The attacks were just the latest directed at the struggling country's oil sector. Reviving petroleum exports is considered critical to restoring Iraq's economy after decades of war, international sanctions and Saddam Hussein's tyranny. Repeated attacks have slowed the process of returning Iraq to the forefront of global energy markets.

The latest pipeline attack in Basra occurred just after midnight, said Samir Jassim, a senior official of the state-run Southern Oil Company. He said it would take at least a week to repair the city's two pipelines before exports with normal levels could be resumed.

"Due to the damage inflicted on the two pipelines, the pumping of oil to the Basra oil terminal has completely stopped," Jassim said. "Exports have come to halt" through the southern export route.

Two other explosions Tuesday along pipelines in the Faw peninsula, near Basra. Iraqi officials blamed those attacks on Saddam Hussein loyalists and al-Qaida.

In the north, the security official, Ghazi Talabani, was killed as he traveled to work in the oil-rich city of Kirkuk, said Gen. Anwar Amin of the Iraqi Civil Defense Corps.

Three gunmen shot at Talabani's car after his bodyguard briefly left the vehicle in a crowded market. His bodyguard was also wounded.

The security chief was a Kurd and the cousin of Jalal Talabani, the leader of one of the two main Kurdish political parties, the Patriotic Union of Kurdistan.

Talabani is the third official to be killed in Iraq in recent days. Gunmen killed an Education Ministry official Sunday, and a deputy foreign minister was slain as he went to work the day before.

Kirkuk sits on some of the world's largest oil reserves. The biggest northern oil field contains an estimated 7 billion barrels of recoverable crude, putting it in the same league as Prudhoe Bay, Alaska, during its heyday in the 1970s.

The city is also considered a difficult case in the political tangle of the new Iraq. Its inhabitants are made up of Kurds, Turkomen, Arabs and Christians. Rivalry among the three Muslim ethnic groups has led to bloodshed in recent months.

Saboteurs also blasted a northern oil pipeline about midnight Tuesday in the oil fields near the town of Dibis, some 20 miles west of Kirkuk, said Mustafa Awad, an official in the Northern Oil Company.

The Dibis attack did not disrupt exports and the fire was extinguished, Iraqi oil officials said Wednesday.
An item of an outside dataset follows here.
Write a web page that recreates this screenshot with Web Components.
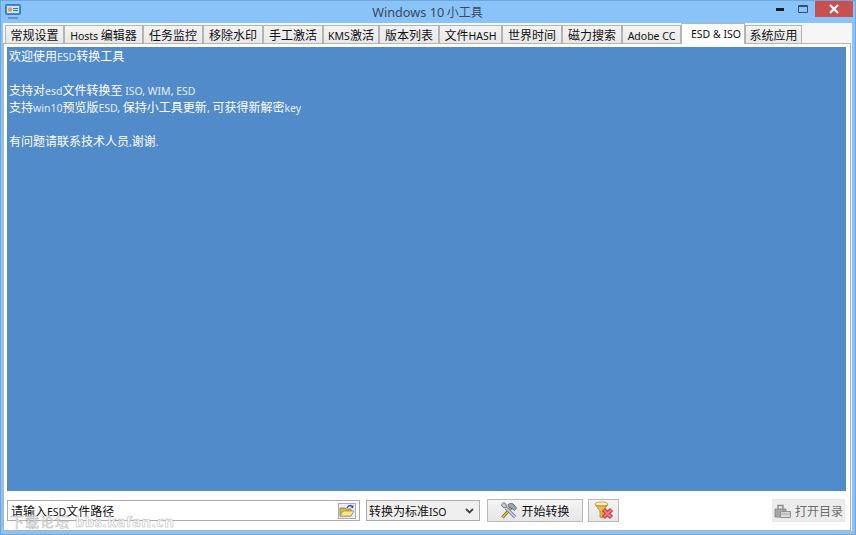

"This is an act of sabotage. We expect an increase in such attacks because most of the pipelines are running through uninhabited desert areas," Awad said. "The aim of such actions is to hinder Iraq's development and to harm its economy."

Those fields contain oil pipelines that carry crude oil to the Tarkiz station near the city.

Iraq's southern pipeline has been its main export artery ever since the U.S.-led invasion. Repeated sabotage attacks have forced the Iraqis to curtail shipments from oil fields in the north of the country, and most of Iraq's crude exports now come from southern fields.

On May 25, insurgents blew up part of a twin pipeline linking Kirkuk oil fields to the Turkish port of Ceyhan. The explosion cut exports through the line, which transports about 400,000 barrels per day.

The Kirkuk-Ceyhan pipeline has been attacked repeatedly since the fall of Saddam last year.